Sur le plan budgétaire ensuite, l’exécutif n’a pas répondu aux revendications financières substantielles des fédérations hospitalières exprimées la veille du discours. « La situation des hôpitaux publics est plus dégradée que jamais », lance ce matin la FHF, en attente d’arbitrages rapides, et qui cite aussi le secteur médicosocial.
Si l’exécutif veut tuer l’hôpital, il n’a qu’à le dire clairement
Jean-François Cibien, président d’Action Praticiens Hôpital
Promesses non tenues ?
Près de quatre ans après le « Ségur de la santé » – sur le papier 19 milliards d'euros d'investissement, huit milliards d'euros par an pour revaloriser les métiers dans les établissements et les Ehpad sans oublier la promesse de 15 000 recrutements à l’hôpital – force est de constater que les hospitaliers n’ont pas vu leur quotidien s’améliorer, ou beaucoup trop lentement.
Dans ce contexte, la FHF comme certains syndicats de praticiens hospitaliers s’inquiète que le Premier ministre mette en avant… l’horizon de réduction des dépenses publiques. « La politique du rabot des années 2010 ne peut constituer une stratégie viable », lance le lobby hospitalier. Les promesses d’hier pour l’hôpital ne sont pas tenues, tacle aussi le Pr André Grimaldi, ancien chef de service de diabétologie à La Pitié-Salpêtrière (AP-HP), cofondateur du Mouvement de défense de l’hôpital public. « C’est bien de parler très haut mais si derrière il n’y a rien, cela apparaît comme une comédie », estime-t-il.

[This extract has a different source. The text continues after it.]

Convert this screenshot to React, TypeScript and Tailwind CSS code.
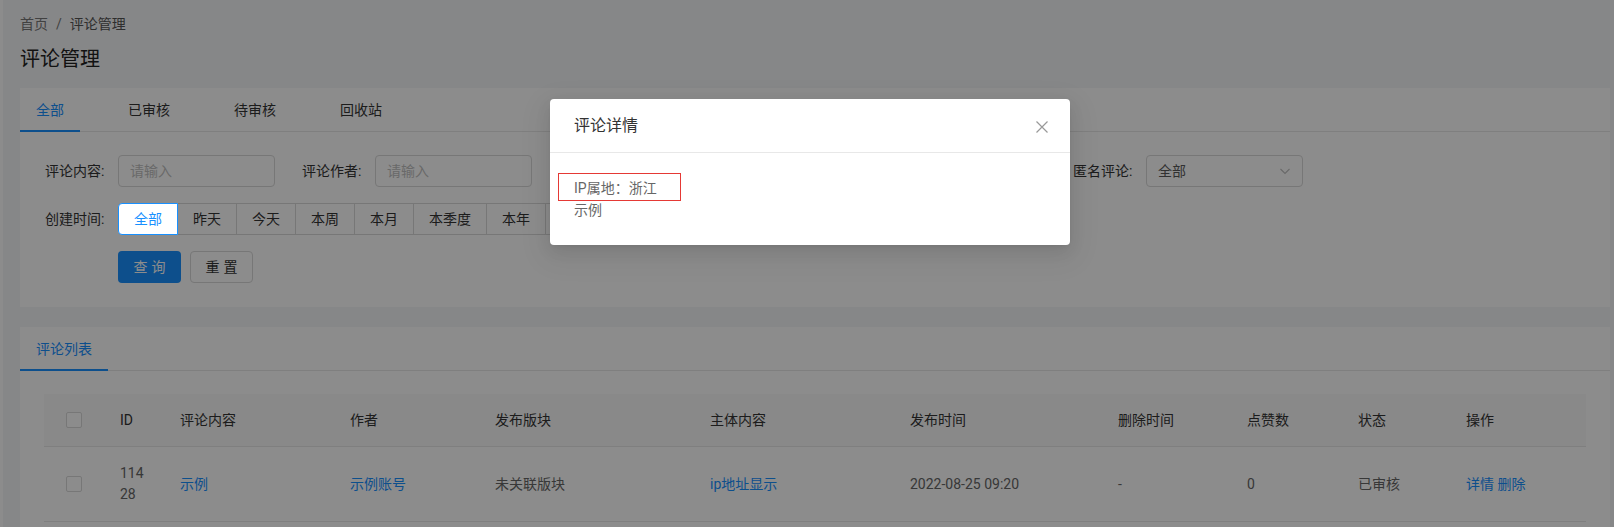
import type { ReactNode } from 'react'

const FONT = "font-['Roboto','Noto_Sans_CJK_SC',sans-serif]"

const tabs = ['全部', '已审核', '待审核', '回收站']
const ranges = ['全部', '昨天', '今天', '本周', '本月', '本季度', '本年', '自定义']

// column widths for the comment table
const cols = [60, 60, 170, 145, 215, 200, 208, 129, 111, 108, 135]
const headers = ['', 'ID', '评论内容', '作者', '发布版块', '主体内容', '发布时间', '删除时间', '点赞数', '状态', '操作']

function Checkbox() {
  return <span className="block w-4 h-4 rounded-[2px] border border-[#d9d9d9] bg-white" />
}

function Chevron() {
  return (
    <svg width="12" height="12" viewBox="0 0 12 12" fill="none" stroke="#bfbfbf" strokeWidth="1.1">
      <path d="M1.5 4l4.5 4.5L10.5 4" />
    </svg>
  )
}

function Field({ label, children }: { label: string; children: ReactNode }) {
  return (
    <div className="flex items-center">
      <span className="w-[73px] shrink-0 text-[#333]">{label}:</span>
      {children}
    </div>
  )
}

function TextInput() {
  return (
    <div className="w-[157px] h-8 rounded border border-[#d9d9d9] bg-white px-[11px] flex items-center text-[#bfbfbf]">
      请输入
    </div>
  )
}

function Select({ value }: { value: string }) {
  return (
    <div className="w-[157px] h-8 rounded border border-[#d9d9d9] bg-white pl-[11px] pr-[11px] flex items-center justify-between text-[#595959]">
      <span>{value}</span>
      <Chevron />
    </div>
  )
}

function Cell({ w, children, className = '' }: { w: number; children?: ReactNode; className?: string }) {
  return (
    <div className={`shrink-0 px-4 ${className}`} style={{ width: w }}>
      {children}
    </div>
  )
}

export default function App() {
  return (
    <div className={`relative w-[1614px] h-[527px] overflow-hidden bg-[#f5f6f7] text-[14px] leading-[22px] ${FONT}`}>
      <div className="flex h-full">
        <aside className="w-[3px] shrink-0 bg-white" />

        <main className="flex-1 pl-[17px] pr-[4px] pt-[13px]">
          {/* breadcrumb + page title */}
          <div className="flex items-center text-[#777]">
            <span>首页</span>
            <span className="mx-2">/</span>
            <span className="text-[#555]">评论管理</span>
          </div>
          <h1 className="mt-[10px] text-[20px] leading-[28px] text-[#222]">评论管理</h1>

          {/* filter card */}
          <section className="mt-[15px] bg-white">
            <div className="h-[44px] flex gap-8 border-b border-[#e8e8e8]">
              {tabs.map((t, i) => (
                <div
                  key={t}
                  className={`relative px-4 flex items-center ${i === 0 ? 'text-[#1890ff]' : 'text-[#333]'}`}
                >
                  {t}
                  {i === 0 && <span className="absolute left-0 right-0 -bottom-px h-[2px] bg-[#1890ff]" />}
                </div>
              ))}
            </div>

            <div className="pl-[25px] pt-[23px] pb-6">
              <div className="flex gap-[27px]">
                <Field label="评论内容"><TextInput /></Field>
                <Field label="评论作者"><TextInput /></Field>
                <Field label="发布版块"><Select value="全部" /></Field>
                <Field label="主体内容"><TextInput /></Field>
                <Field label="匿名评论"><Select value="全部" /></Field>
              </div>

              <div className="mt-4 flex items-center">
                <span className="w-[73px] shrink-0 text-[#333]">创建时间:</span>
                <div className="flex">
                  {ranges.map((r, i) => (
                    <span
                      key={r}
                      className={`h-8 px-[15px] flex items-center border bg-white ${
                        i === 0
                          ? 'relative z-10 rounded-l border-[#1890ff] text-[#1890ff]'
                          : '-ml-px border-[#d9d9d9] text-[#333]'
                      } ${i === ranges.length - 1 ? 'rounded-r' : ''}`}
                    >
                      {r}
                    </span>
                  ))}
                </div>
              </div>

              <div className="mt-4 ml-[73px] flex gap-[9px]">
                <button className="w-[63px] h-8 rounded bg-[#1890ff] text-white tracking-[4px] pl-1">查询</button>
                <button className="w-[63px] h-8 rounded border border-[#d9d9d9] bg-white text-[#333] tracking-[4px] pl-1">重置</button>
              </div>
            </div>
          </section>

          {/* list card */}
          <section className="mt-5 bg-white">
            <div className="h-[44px] flex border-b border-[#e8e8e8]">
              <div className="relative px-4 flex items-center text-[#1890ff]">
                评论列表
                <span className="absolute left-0 right-0 -bottom-px h-[2px] bg-[#1890ff]" />
              </div>
            </div>

            <div className="px-6 pt-[23px] pb-6">
              <div className="flex items-center h-[53px] bg-[#fafafa] border-b border-[#e8e8e8] text-[#333]">
                {headers.map((h, i) => (
                  <Cell key={i} w={cols[i]} className={i === 0 ? 'flex justify-center !px-0' : ''}>
                    {i === 0 ? <Checkbox /> : h}
                  </Cell>
                ))}
              </div>

              <div className="flex items-center h-[75px] border-b border-[#e8e8e8] text-[#666]">
                <Cell w={cols[0]} className="flex justify-center !px-0"><Checkbox /></Cell>
                <Cell w={cols[1]} className="break-all leading-[21px]">11428</Cell>
                <Cell w={cols[2]} className="text-[#1890ff]">示例</Cell>
                <Cell w={cols[3]} className="text-[#1890ff]">示例账号</Cell>
                <Cell w={cols[4]}>未关联版块</Cell>
                <Cell w={cols[5]} className="text-[#1890ff]">ip地址显示</Cell>
                <Cell w={cols[6]}>2022-08-25 09:20</Cell>
                <Cell w={cols[7]}>-</Cell>
                <Cell w={cols[8]}>0</Cell>
                <Cell w={cols[9]}>已审核</Cell>
                <Cell w={cols[10]} className="text-[#1890ff]">详情 删除</Cell>
              </div>
            </div>
          </section>
        </main>
      </div>

      {/* modal mask */}
      <div className="absolute inset-0 bg-black/45" />

      {/* comment detail dialog */}
      <div className="absolute left-[550px] top-[99px] w-[520px] rounded bg-white shadow-[0_3px_6px_-4px_rgba(0,0,0,0.12),0_6px_16px_0_rgba(0,0,0,0.08),0_9px_28px_8px_rgba(0,0,0,0.05)]">
        <div className="relative h-[54px] px-6 flex items-center border-b border-[#e8e8e8]">
          <span className="text-[16px] text-[#333]">评论详情</span>
          <span className="absolute right-0 top-0 w-14 h-14 flex items-center justify-center">
            <svg width="14" height="14" viewBox="0 0 14 14" stroke="#999" strokeWidth="1.2">
              <path d="M1.5 1.5l11 11M12.5 1.5l-11 11" />
            </svg>
          </span>
        </div>
        <div className="relative p-6 text-[#666]">
          <div>IP属地：浙江</div>
          <div>示例</div>
          <span className="absolute left-[8px] top-[20px] w-[123px] h-[28px] border border-[#e53935]" />
        </div>
      </div>
    </div>
  )
}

Sans doute le gouvernement se trouve-t-il dans une forme d’impasse, tenu de respecter la loi de programmation des finances publiques et ayant assumé la sortie du quoi qu’il en coûte. Difficile dans ces conditions d’annoncer de nouvelles dépenses publiques, alors que la France reste plus que jamais sous la surveillance des agences de notation.
« La France redevenue une colonie ? »
Plutôt que de se hasarder dans des annonces budgétaires profitant à l’hôpital, Gabriel Attal a donc préféré égrener des mesures symboliques, pouvant avoir un effet rapide. Ainsi des médecins étrangers que le Premier ministre veut régulariser en masse. Autre piste plus curieuse, celle d’un « émissaire » chargé de récupérer des praticiens à l’étranger, au risque là encore de décevoir. « La France est-elle redevenue une colonie ? », interroge le Dr Jean-François Cibien (APH). « Cette annonce est effrayante. On prend les médecins à l’étranger, mais pas les malades pauvres », analyse André Grimaldi. Même remarque de la Dr Anne Wernet, présidente du Syndicat national des praticiens hospitaliers anesthésistes-réanimateurs élargi (Snphare), qui considère cette mesure comme « nauséabonde » et déplore que l’on aille « piller des pays qui n’ont eux-mêmes pas assez de médecins. La solution consisterait à ouvrir les vannes en mettant fin au concours de médecine hypersélectif ».
Gabriel Attal a aussi évoqué les nouvelles passerelles pour les paramédicaux vers les études de médecine afin de trouver de nouveaux renforts. Mais selon Anne Wernet, ce dispositif existe déjà et ne fonctionne pas, c’est donc « une fausse annonce ». « Un infirmier anesthésiste qui a déjà plusieurs années d’études à son compteur aura-t-il envie de suivre un parcours de six années d’études médicales supplémentaires ? », s’interroge-t-elle.
Quant à la réforme de l’aide médicale d’État (AME) que le Premier ministre veut faire passer par voie réglementaire « avant l’été », la méthode risque d’agacer les oppositions et une partie du secteur hospitalier, faute de débat suffisant. Lors de ses vœux le 29 janvier, Arnaud Robinet, président de la FHF a prévenu que la suppression de l’AME « pour la remplacer par une aide médicale d’urgence serait une faute sanitaire, éthique et budgétaire lourde de conséquences ».